La turbine est une turbine radiale centripète, les gaz d’échappement arrivant à la turbine à travers la volute. Elle est placée en aval du collecteur d’échappement du moteur, recevant ainsi les gaz d’échappement de tous les cylindres. Ces gaz d’échappement possèdent une grande énergie sous forme d’enthalpie du fait de leur pression et de la haute température après la combustion (entre 820°C et 850°C pour les moteurs diesel, et entre 950°C et 1050°C pour les moteurs à essence [44]). Cette énergie est alors utilisée par une détente au travers de la turbine induisant ainsi la rotation. Pour réguler la quantité des gaz d’échappement qui rentrent dans la turbine, il existe des méthodes de dérivation de gaz, utilisées en fonction du besoin d’air du moteur. La roue turbine est très régulièrement soudée sur un arbre central commun à la roue compresseur et traversant le carter central. Dû aux grandes contraintes thermiques, les roues turbine sont régulièrement conçues en matériaux très résistants à la température (comme l’Inconel), ce qui fait que la majorité de la masse tournante dans un turbocompresseur est concentrée sur la roue turbine.
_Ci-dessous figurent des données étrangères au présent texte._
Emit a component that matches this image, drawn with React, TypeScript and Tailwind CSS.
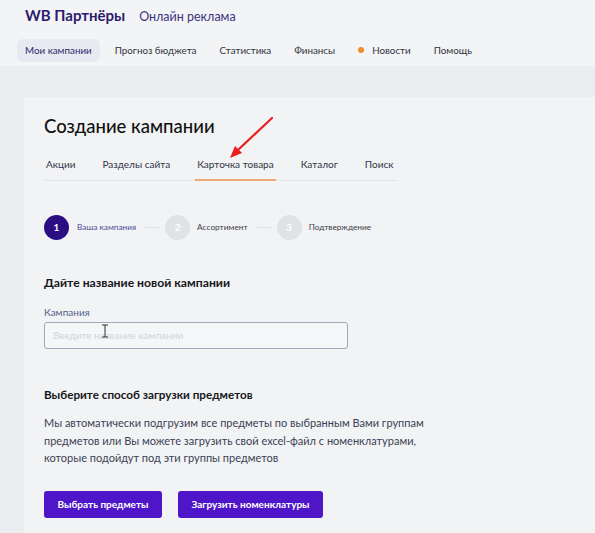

L’arbre central est monté dans le carter central et maintenu en place par des paliers qui peuvent être différents selon le modèle du turbocompresseur. La plupart des modèles dans les applications automobiles utilisent des paliers flottants ou « full-floating ring bearings » appelés également dans la littérature RFRB pour « Rotating Floating Ring Bearings » [45]. Il s’agit de paliers avec une couche d’huile interne entre l’arbre et le palier, et une couche d’huile externe entre le palier et le carter central . Les paliers sont lubrifiés par l’huile du moteur à travers des trous dans l’anneau. Ce type de palier représente un bon compromis pour les industriels du fait de leur meilleur rapport performance/prix comparé à celui des paliers avec éléments tournants comme par exemple les roulements à billes [45].